__WRITTEN INSTRUCTION__
Find the lines with "React" in them and copy them out.

— Start DATA EXTRACT —

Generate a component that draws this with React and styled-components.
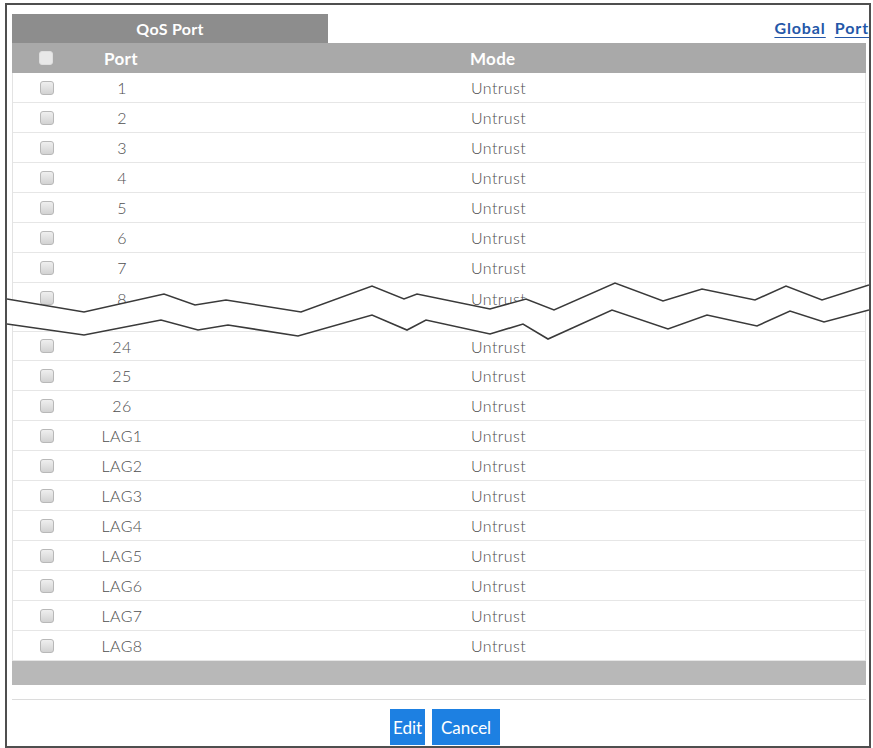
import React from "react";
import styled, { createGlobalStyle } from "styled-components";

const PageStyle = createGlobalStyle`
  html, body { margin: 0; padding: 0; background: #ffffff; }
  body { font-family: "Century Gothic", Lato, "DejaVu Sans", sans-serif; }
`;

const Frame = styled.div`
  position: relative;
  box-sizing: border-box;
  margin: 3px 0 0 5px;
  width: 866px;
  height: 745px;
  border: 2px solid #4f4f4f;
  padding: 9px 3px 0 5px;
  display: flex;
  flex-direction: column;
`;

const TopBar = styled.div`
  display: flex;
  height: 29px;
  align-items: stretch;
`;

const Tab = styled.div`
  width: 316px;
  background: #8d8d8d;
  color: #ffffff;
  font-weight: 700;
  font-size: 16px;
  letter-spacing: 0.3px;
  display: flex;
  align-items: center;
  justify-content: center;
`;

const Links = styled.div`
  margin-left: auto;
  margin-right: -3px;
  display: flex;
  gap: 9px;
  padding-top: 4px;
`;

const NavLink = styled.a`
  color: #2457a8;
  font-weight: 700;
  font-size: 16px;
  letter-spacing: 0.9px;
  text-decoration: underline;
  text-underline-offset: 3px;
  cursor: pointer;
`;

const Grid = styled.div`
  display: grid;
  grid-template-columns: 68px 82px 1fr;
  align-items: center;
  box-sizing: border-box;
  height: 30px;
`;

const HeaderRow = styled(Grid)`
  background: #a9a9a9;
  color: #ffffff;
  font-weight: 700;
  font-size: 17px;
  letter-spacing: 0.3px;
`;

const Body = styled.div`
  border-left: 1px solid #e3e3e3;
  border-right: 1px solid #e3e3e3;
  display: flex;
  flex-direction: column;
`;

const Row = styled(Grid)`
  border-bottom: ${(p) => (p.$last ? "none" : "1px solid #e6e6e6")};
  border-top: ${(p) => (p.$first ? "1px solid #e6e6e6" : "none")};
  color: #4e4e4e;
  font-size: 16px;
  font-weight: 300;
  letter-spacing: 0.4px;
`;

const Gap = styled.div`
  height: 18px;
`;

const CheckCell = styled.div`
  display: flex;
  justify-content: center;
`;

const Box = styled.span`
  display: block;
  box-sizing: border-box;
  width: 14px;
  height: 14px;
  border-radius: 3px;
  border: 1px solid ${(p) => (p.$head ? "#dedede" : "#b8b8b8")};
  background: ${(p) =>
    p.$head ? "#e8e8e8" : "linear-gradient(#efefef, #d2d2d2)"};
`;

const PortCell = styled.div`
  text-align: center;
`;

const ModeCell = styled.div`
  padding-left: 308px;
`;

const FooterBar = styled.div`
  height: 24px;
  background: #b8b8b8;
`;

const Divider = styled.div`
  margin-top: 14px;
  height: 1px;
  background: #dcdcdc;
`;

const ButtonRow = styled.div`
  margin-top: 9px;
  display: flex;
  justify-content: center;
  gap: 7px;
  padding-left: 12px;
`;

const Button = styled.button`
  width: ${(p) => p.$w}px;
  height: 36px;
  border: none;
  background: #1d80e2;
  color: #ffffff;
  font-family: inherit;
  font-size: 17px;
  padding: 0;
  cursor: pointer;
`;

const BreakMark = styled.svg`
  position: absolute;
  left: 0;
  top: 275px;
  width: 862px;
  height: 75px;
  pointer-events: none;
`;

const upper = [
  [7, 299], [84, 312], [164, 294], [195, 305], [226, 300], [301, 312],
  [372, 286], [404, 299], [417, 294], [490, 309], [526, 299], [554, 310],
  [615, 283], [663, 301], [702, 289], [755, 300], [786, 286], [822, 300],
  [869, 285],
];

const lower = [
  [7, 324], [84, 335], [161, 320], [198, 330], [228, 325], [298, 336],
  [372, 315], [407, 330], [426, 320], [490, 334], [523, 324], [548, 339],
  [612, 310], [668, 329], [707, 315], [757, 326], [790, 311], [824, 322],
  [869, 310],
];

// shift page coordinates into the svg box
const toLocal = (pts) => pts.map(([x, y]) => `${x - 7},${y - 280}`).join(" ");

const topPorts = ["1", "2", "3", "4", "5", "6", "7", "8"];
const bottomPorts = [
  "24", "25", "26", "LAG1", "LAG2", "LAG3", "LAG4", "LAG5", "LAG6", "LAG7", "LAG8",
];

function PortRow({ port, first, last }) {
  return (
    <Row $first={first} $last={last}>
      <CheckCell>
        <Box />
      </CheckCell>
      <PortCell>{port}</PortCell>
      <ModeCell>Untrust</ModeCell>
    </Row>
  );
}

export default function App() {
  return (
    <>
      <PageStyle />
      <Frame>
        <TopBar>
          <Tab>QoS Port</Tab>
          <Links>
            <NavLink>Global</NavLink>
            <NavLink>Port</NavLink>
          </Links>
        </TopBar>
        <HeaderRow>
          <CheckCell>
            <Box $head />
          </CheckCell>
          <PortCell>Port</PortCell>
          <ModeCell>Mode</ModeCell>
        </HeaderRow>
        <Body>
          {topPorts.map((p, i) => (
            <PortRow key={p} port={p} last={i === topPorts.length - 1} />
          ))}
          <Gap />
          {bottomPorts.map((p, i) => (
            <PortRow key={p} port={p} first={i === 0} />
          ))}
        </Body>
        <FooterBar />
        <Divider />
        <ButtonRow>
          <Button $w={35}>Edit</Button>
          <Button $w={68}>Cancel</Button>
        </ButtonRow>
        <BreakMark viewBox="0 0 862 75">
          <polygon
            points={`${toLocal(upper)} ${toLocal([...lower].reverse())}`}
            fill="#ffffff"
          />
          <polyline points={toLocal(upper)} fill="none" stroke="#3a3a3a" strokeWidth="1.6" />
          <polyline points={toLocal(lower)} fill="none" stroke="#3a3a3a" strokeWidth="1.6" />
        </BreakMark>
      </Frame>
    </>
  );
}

— End DATA EXTRACT —

__TASK RESULT__
Generate a component that draws this with React and styled-components.
import React from "react";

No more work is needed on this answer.